Actually, that's not even the most basic difference. The most basic difference is in the Supreme Court. It was obvious that Bush would appoint at least one new Supreme Court justice, and that he would almost certainly chose an anti-Roe nominee, whereas Kerry would almost certainly chose a pro-Roe nominee. The way it turned out was somewhat more complicated, but at the time both sets of voters may have had abortion (and other things that the Supreme Court weighs in on) at the front of their minds.
There were numerous other policy differences: privatization of social security, concerns over Bush's pro-business style (in particular, the energy policy for which many Democrats feel Bush should be punished), environmental policies.
I'm not trying to debate what should be done in Iraq, or to favor one candidate or the other. I'm just saying that the presence of similarities between the two doesn't mean that there weren't also differences.
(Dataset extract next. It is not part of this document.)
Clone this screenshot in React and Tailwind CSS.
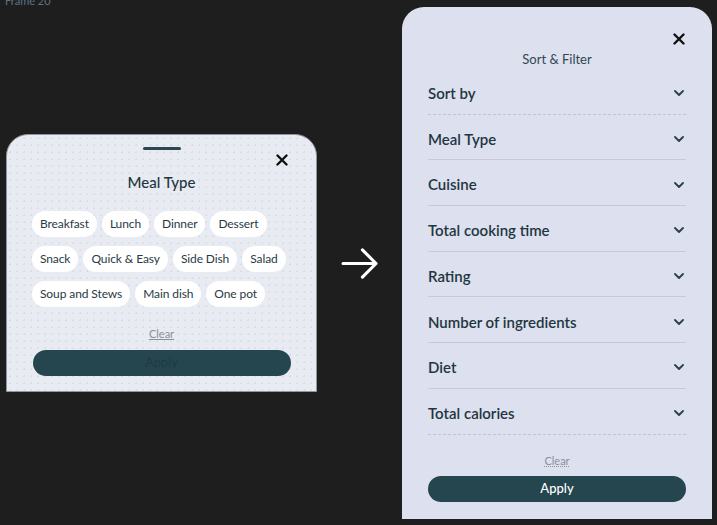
import React from "react";

const MEAL_TYPES = [
  ["Breakfast", "Lunch", "Dinner", "Dessert"],
  ["Snack", "Quick & Easy", "Side Dish", "Salad"],
  ["Soup and Stews", "Main dish", "One pot"],
];

const FILTERS = [
  "Sort by",
  "Meal Type",
  "Cuisine",
  "Total cooking time",
  "Rating",
  "Number of ingredients",
  "Diet",
  "Total calories",
];

function CloseIcon({ className = "" }) {
  return (
    <svg viewBox="0 0 12 12" className={className} fill="none" stroke="currentColor" strokeWidth="2.4" strokeLinecap="round">
      <path d="M1.5 1.5l9 9M10.5 1.5l-9 9" />
    </svg>
  );
}

function Chevron() {
  return (
    <svg viewBox="0 0 10 6" className="w-[10px] h-[6px] text-[#2b3f48]" fill="none" stroke="currentColor" strokeWidth="1.8" strokeLinecap="round" strokeLinejoin="round">
      <path d="M1 1l4 4 4-4" />
    </svg>
  );
}

function MealTypeSheet() {
  return (
    <div className="relative mt-[134px] ml-[6px] w-[311px] h-[258px] shrink-0 rounded-t-[22px] border border-[#8d979f] bg-[#e8ebf2] bg-[radial-gradient(#d9dce5_1px,transparent_1px)] bg-[size:7px_7px] flex flex-col items-center">
      <div className="mt-[12px] w-[38px] h-[3px] rounded-full bg-[#2d4651]" />
      <button className="absolute right-[28px] top-[19px] text-[#111]">
        <CloseIcon className="w-[12px] h-[12px]" />
      </button>
      <h2 className="mt-[22px] text-[15px] leading-[20px] font-medium text-[#22363f]">Meal Type</h2>
      <div className="mt-[19px] w-full px-[25px] flex flex-col gap-[9px]">
        {MEAL_TYPES.map((row, i) => (
          <div key={i} className="flex gap-[5px]">
            {row.map((t) => (
              <span key={t} className="h-[26px] px-[8px] rounded-full bg-white flex items-center text-[12px] tracking-[-0.1px] text-[#2a3a44]">
                {t}
              </span>
            ))}
          </div>
        ))}
      </div>
      <a className="mt-[20px] text-[11px] leading-[14px] text-[#8a9199] underline">Clear</a>
      <button className="mt-[9px] w-[258px] h-[26px] rounded-full bg-[#25464f] text-[13px] text-[#1f3a44]">Apply</button>
    </div>
  );
}

function SortFilterPanel() {
  return (
    <div className="relative mt-[7px] ml-[22px] w-[310px] h-[512px] shrink-0 rounded-t-[22px] bg-[#dce0ef] flex flex-col items-center px-[26px]">
      <button className="absolute right-[27px] top-[26px] text-[#111]">
        <CloseIcon className="w-[12px] h-[12px]" />
      </button>
      <h2 className="mt-[44px] text-[13px] leading-[16px] text-[#33474f]">Sort &amp; Filter</h2>
      <div className="mt-[2px] w-full flex flex-col">
        {FILTERS.map((f, i) => (
          <div
            key={f}
            className={`h-[45.7px] pt-[4px] flex items-center justify-between border-b ${
              i === 0 || i === FILTERS.length - 1 ? "border-dashed border-[#bfc3d4]" : "border-[#c6c9da]"
            }`}
          >
            <span className="text-[15px] font-semibold text-[#1f3640]">{f}</span>
            <span className="mr-[2px]">
              <Chevron />
            </span>
          </div>
        ))}
      </div>
      <a className="mt-[19px] text-[11px] leading-[14px] text-[#8a9199] underline decoration-dotted">Clear</a>
      <button className="mt-[8px] w-full h-[26px] rounded-full bg-[#25464f] text-[13px] font-medium text-white">Apply</button>
    </div>
  );
}

export default function App() {
  return (
    <div className="relative w-[717px] h-[525px] overflow-hidden bg-[#1e1e1e] font-['Lato',sans-serif] flex items-start">
      {/* canvas label */}
      <span className="absolute left-[5px] top-[-6px] text-[11px] leading-[14px] text-[#5d7384]">Frame 20</span>

      <MealTypeSheet />

      <svg viewBox="0 0 40 34" className="mt-[247px] ml-[24px] w-[39px] h-[33px] shrink-0 text-white" fill="none" stroke="currentColor" strokeWidth="3.2" strokeLinecap="round" strokeLinejoin="round">
        <path d="M2 17h34M22 3l14 14-14 14" />
      </svg>

      <SortFilterPanel />
    </div>
  );
}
But one last bone I'll pick: not all senators are there to sponsor legislation. An awful lot of work goes on in Congress that doesn't get names on bills. The details of the bills are where serious work gets done, not in the overall thrust. A President is as much a negotiator as a policymaker, and being good at those back-room skills getting bills actually passed is at least as important as initiating legislation. John McCain, for example, is more respected for his ability to make the resulting legislation reasonable than for the bills that he himself has sponsored.
Again, I'm not using this to comment on the election itself or take a stand on who you should have voted for. I'm just saying that if you're not seeing any differences, and you're not seeing Kerry's accomplishments, then you need to look more closely.